Monitoring Desk
BEIJING: Scientists from China and Pakistan are developing various kinds of plants adapt to the local conditions to make the sandy land of Gwadar, the ‘shining pearl’ of China-Pakistan Economic Corridor (CPEC), green. “So far, nearly 100,000 seedlings of bananas, dates, orchids and figs have been cultivated there under the Belt and Road Engineering Research Center for Tropical Arid Non-wood Forest, which was jointly launched by Central South University of Forestry and Technology, China Overseas Ports Holding Company Pakistan (Pvt) Ltd and Yulin Holdings in 2018.
At present increasingly more Sino-Pak cooperation is happening under the research center in Gwadar. Pakistani universities, including the University of Karachi (KU), the Indus University and the University of Agriculture Faisalabad have participated in the research. According to Assistant Professor Dr Muhammad Yousaf Adnan of KU’s Department of Botany, researchers from China and Pakistan are working together to turn the barren lands and drought areas, especially Gwadar and other coastal areas into green lands.

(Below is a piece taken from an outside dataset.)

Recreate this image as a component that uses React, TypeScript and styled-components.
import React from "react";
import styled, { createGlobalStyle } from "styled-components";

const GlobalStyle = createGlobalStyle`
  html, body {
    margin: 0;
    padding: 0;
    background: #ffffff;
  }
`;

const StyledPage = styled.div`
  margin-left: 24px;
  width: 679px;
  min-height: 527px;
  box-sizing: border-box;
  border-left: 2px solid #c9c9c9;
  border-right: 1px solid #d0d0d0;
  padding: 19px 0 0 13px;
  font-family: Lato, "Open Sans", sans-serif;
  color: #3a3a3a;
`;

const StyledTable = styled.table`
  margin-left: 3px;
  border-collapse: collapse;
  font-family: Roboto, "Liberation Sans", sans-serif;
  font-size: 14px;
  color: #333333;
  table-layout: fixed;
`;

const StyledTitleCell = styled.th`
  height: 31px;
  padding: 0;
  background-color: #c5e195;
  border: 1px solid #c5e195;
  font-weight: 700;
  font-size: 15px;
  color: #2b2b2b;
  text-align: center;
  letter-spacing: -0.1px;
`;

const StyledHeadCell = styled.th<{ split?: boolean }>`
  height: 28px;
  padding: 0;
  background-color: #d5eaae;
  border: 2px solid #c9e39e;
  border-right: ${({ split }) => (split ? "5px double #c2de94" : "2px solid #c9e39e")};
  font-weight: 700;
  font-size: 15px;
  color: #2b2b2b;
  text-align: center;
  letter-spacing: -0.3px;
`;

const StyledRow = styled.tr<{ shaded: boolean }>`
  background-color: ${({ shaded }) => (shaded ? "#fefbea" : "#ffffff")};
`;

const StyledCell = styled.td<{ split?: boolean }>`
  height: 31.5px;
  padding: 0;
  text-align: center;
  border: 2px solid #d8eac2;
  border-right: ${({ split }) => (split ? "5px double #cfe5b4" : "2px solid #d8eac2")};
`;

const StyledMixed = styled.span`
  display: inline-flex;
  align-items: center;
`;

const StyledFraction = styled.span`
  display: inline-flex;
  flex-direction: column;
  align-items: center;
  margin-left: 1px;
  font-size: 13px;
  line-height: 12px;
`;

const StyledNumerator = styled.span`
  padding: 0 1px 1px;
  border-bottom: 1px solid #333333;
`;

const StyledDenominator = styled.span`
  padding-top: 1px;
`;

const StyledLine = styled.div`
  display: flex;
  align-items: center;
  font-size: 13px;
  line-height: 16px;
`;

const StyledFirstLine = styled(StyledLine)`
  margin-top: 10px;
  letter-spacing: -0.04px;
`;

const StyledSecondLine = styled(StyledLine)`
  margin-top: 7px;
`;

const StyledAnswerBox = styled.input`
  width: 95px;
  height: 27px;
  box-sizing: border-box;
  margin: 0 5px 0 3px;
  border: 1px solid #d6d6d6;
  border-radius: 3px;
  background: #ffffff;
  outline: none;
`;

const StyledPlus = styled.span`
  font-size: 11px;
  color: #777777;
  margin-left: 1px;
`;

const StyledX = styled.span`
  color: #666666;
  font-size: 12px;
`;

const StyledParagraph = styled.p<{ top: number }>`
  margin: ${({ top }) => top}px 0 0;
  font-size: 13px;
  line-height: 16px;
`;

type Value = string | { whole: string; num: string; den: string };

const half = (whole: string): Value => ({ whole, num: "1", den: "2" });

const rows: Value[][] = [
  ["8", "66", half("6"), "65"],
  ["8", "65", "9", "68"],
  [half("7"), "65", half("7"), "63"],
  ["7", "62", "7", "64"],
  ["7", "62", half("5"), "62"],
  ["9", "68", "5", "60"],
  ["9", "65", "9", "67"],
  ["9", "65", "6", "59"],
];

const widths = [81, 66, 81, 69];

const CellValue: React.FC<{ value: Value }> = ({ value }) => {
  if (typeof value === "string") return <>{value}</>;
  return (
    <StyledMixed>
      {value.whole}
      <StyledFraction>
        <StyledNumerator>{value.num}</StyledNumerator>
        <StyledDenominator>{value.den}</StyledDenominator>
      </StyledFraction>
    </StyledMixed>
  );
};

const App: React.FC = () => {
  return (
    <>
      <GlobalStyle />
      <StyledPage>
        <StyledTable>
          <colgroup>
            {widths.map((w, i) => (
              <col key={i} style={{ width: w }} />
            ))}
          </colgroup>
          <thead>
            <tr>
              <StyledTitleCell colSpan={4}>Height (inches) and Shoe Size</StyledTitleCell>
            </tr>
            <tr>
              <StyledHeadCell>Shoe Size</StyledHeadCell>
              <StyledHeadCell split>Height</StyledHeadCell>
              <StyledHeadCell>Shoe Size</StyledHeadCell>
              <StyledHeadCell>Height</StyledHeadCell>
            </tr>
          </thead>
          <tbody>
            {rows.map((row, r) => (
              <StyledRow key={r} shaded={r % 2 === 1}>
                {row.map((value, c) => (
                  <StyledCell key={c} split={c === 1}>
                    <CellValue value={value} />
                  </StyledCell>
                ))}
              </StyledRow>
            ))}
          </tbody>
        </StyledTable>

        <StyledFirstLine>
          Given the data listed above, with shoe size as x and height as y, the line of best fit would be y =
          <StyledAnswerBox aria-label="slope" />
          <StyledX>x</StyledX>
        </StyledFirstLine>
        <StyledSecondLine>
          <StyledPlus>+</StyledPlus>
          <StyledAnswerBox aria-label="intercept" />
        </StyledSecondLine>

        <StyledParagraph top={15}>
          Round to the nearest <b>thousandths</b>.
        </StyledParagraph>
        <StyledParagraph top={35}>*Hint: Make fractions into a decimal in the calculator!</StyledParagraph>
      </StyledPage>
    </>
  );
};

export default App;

“In this way, we can combat the effects of global warming and climate change. Now a very magnificent and well-developed laboratory has been developed in Gwadar, and tissue culture laboratory experiments have been conducted there. We are cultivating such varieties there which fulfill the drought environment,” he said. “Most of the local people in the coastal areas have no proper source of income. When I went to Gwadar last year in an exchange event, I saw with my own eyes that local people were buying seedlings and plants that were prepared in the tissue culture lab, and they were planting them in their area. The local people were taking big benefit from it,” Dr Muhammad Yousaf told CEN.